15 juillet 2007

L'avocat de la terreur

Le documentaire de Barbet Schröder a l'intelligence de nous amener aux conclusions qui s'imposent sans forcer. La forme filmique qu'est le documentaire ne peut, on le sait, accéder à une quelconque prétention d'objectivité. Le choix des plans, des archives, l'ordre des séquences, leur découpage, les focales, l'absence ou la présence de voix off... tout cela façonne une vision personnelle. Mais ce qui fait la force du film de Schröder, c'est d'entendre les protagonistes de l'histoire de Jacques Vergès s'exprimer directement, expliciter les liens qui unissaient l'avocat à l'extrème gauche pro-palestinienne comme à l'extrème droite suisse.
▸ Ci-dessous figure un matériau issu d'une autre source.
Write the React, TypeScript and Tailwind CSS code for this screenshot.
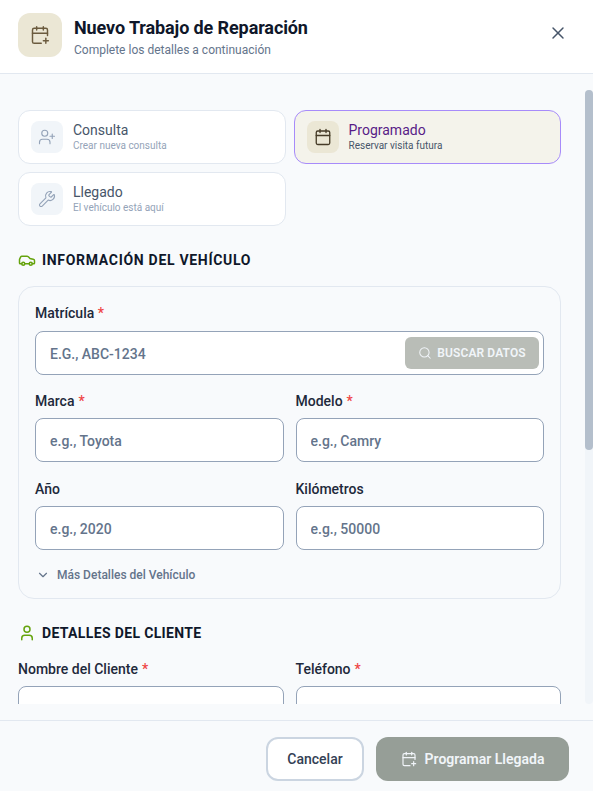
import React from 'react'
import { CalendarPlus, Calendar, UserPlus, Wrench, Car, User, Search, ChevronDown, X } from 'lucide-react'

// ================================
// SMALL PARTS
// ================================

const TypeCard = ({ icon, title, sub, active }: { icon: React.ReactNode; title: string; sub: string; active?: boolean }) => (
  <div
    className={`flex h-[54px] items-center gap-[10px] rounded-xl border px-3 ${
      active ? 'border-[#a78bfa] bg-[#f4f3eb]' : 'border-[#e2e8f0] bg-white'
    }`}
  >
    <div
      className={`flex h-8 w-8 flex-none items-center justify-center rounded-lg ${
        active ? 'bg-[#ebe7d5] text-[#453b27]' : 'bg-[#f1f5f9] text-[#94a3b8]'
      }`}
    >
      {icon}
    </div>
    <div className="min-w-0">
      <div className={`text-[14px] leading-[18px] ${active ? 'text-[#581c87]' : 'text-[#475569]'}`}>{title}</div>
      <div className={`text-[10px] leading-[14px] ${active ? 'text-[#475569]' : 'text-[#94a3b8]'}`}>{sub}</div>
    </div>
  </div>
)

const SectionTitle = ({ icon, text, wide }: { icon: React.ReactNode; text: string; wide?: boolean }) => (
  <div className="flex items-center gap-[6px] text-[#65a30d]">
    {icon}
    <h3 className={`text-[14px] leading-5 font-bold text-[#0f172a] uppercase ${wide ? 'tracking-[0.05em]' : 'tracking-[0.025em]'}`}>{text}</h3>
  </div>
)

const Field = ({ label, required, placeholder }: { label: string; required?: boolean; placeholder?: string }) => (
  <div className="min-w-0">
    <label className="mb-[7px] block text-[14px] leading-5 font-medium text-[#1e293b]">
      {label}
      {required && <span className="ml-1 text-[#ef4444]">*</span>}
    </label>
    <input
      placeholder={placeholder}
      className="h-11 w-full rounded-lg border border-[#94a3b8] bg-white px-[14px] pt-[1px] text-[14px] font-medium text-[#1e293b] outline-none placeholder:text-[#64748b]"
    />
  </div>
)

// ================================
// MAIN COMPONENT
// ================================

export default function App() {
  return (
    <div className="flex h-[791px] w-[593px] flex-col overflow-hidden bg-[#f8fafc] font-['Roboto',sans-serif]">
      {/* Header */}
      <header className="flex h-[74px] flex-none items-start justify-between border-b border-[#e2e8f0] bg-white pt-[13px] pr-[25px] pl-[18px]">
        <div className="flex items-start gap-3">
          <div className="flex h-11 w-11 items-center justify-center rounded-xl bg-[#ebe7d5] text-[#6b5b3e]">
            <CalendarPlus size={20} strokeWidth={1.75} />
          </div>
          <div className="pt-[2px]">
            <h2 className="text-[18px] leading-[26px] font-bold tracking-[-0.006em] text-[#0f172a]">Nuevo Trabajo de Reparación</h2>
            <p className="mt-[1px] text-[12px] leading-4 text-[#64748b]">Complete los detalles a continuación</p>
          </div>
        </div>
        <X size={20} strokeWidth={1.75} className="mt-[10px] text-[#475569]" />
      </header>

      {/* Body */}
      <main className="relative mt-4 mb-4 min-h-0 flex-1 overflow-hidden">
        <div className="absolute top-0 right-0 bottom-0 w-2 rounded-full bg-[#f1f5f9]">
          <div className="h-[360px] w-full rounded-full bg-[#b4bfcc]" />
        </div>

        <div className="pt-5 pr-8 pl-[18px]">
          <div className="grid grid-cols-2 gap-2">
            <TypeCard icon={<UserPlus size={18} strokeWidth={1.5} />} title="Consulta" sub="Crear nueva consulta" />
            <TypeCard active icon={<Calendar size={18} strokeWidth={1.75} />} title="Programado" sub="Reservar visita futura" />
            <TypeCard icon={<Wrench size={18} strokeWidth={1.5} />} title="Llegado" sub="El vehículo está aquí" />
          </div>

          <div className="mt-6">
            <SectionTitle wide icon={<Car size={18} strokeWidth={2} />} text="Información del Vehículo" />
          </div>

          <section className="mt-4 rounded-2xl border border-[#e2e8f0] bg-[#f8fafc] px-4 pt-4 pb-[13px]">
            <div>
              <label className="mb-2 block text-[14px] leading-5 font-medium text-[#1e293b]">
                Matrícula <span className="text-[#ef4444]">*</span>
              </label>
              <div className="relative">
                <input
                  placeholder="e.g., abc-1234"
                  className="h-11 w-full rounded-lg border border-[#94a3b8] bg-white px-[14px] pt-[1px] text-[14px] font-medium uppercase outline-none placeholder:text-[#64748b]"
                />
                <div className="absolute top-[6px] right-[5px] flex h-8 w-[134px] items-center justify-center gap-[5px] rounded-md bg-[#b9bdb7] text-[12px] font-semibold tracking-[0.01em] text-[#f1f5f9]">
                  <Search size={14} strokeWidth={1.75} />
                  BUSCAR DATOS
                </div>
              </div>
            </div>

            <div className="mt-4 grid grid-cols-2 gap-x-3 gap-y-[17px]">
              <Field label="Marca" required placeholder="e.g., Toyota" />
              <Field label="Modelo" required placeholder="e.g., Camry" />
              <Field label="Año" placeholder="e.g., 2020" />
              <Field label="Kilómetros" placeholder="e.g., 50000" />
            </div>

            <div className="mt-[15px] flex items-center gap-[7px] pl-[1px] text-[12px] leading-5 font-medium text-[#64748b]">
              <ChevronDown size={14} strokeWidth={2} />
              Más Detalles del Vehículo
            </div>
          </section>

          <div className="mt-6">
            <SectionTitle icon={<User size={18} strokeWidth={2} />} text="Detalles del Cliente" />
          </div>

          <div className="mt-[16px] grid grid-cols-2 gap-3">
            <Field label="Nombre del Cliente" required />
            <Field label="Teléfono" required />
          </div>
        </div>
      </main>

      {/* Footer */}
      <footer className="flex h-[71px] flex-none items-start justify-end gap-3 border-t border-[#e2e8f0] bg-[#f8fafc] pt-4 pr-6">
        <button className="h-11 w-[98px] rounded-xl border-2 border-[#cbd5e1] bg-white text-[14px] font-medium text-[#334155]">
          Cancelar
        </button>
        <button className="flex h-11 w-[193px] items-center justify-center gap-[8px] rounded-xl bg-[#969e97] text-[14px] font-semibold text-[#f1f5f9]">
          <CalendarPlus size={16} strokeWidth={1.75} />
          Programar Llegada
        </button>
      </footer>
    </div>
  )
}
On connaissait la tradition antisémite de l'extrème gauche française, le film nous apprend comment les nazis européens et les gauchistes allemands ont collaboré dans les années 70, comment ce beau monde a combattu Israël, encouragé le terrorisme "de libération" arabe. On entend, interloqué, Vergès justifier les attentats au nom de la guerre, confondant sans doute les agresseurs. Extension de la lutte au monde entier, délire paranoïaque d'un enfant de la colonisation pour qui il faudra lutter et tuer tant que les crimes coloniaux ne seront pas reconnus. Tuer à l'autre bout du monde : nous contre tous, ils sont tous coupables... Autres temps: procès Barbie: la défense de l'accusé est financée par un ami nazi suisse. Au final, seuls quelques terroristes repentis sont lucides sur ce qu'a été cette période. Les intellectuels de gauche français (et notamment les maos et l'entourage de Sartre) n'ont visiblement pas fait leur mea culpa, (y compris celui qui a joué un rôle dans mon parcours universitaire NDLR), parlent avec détachement et humour de Vergès et de ses dérives.
Un document exceptionnel, à voir d'urgence.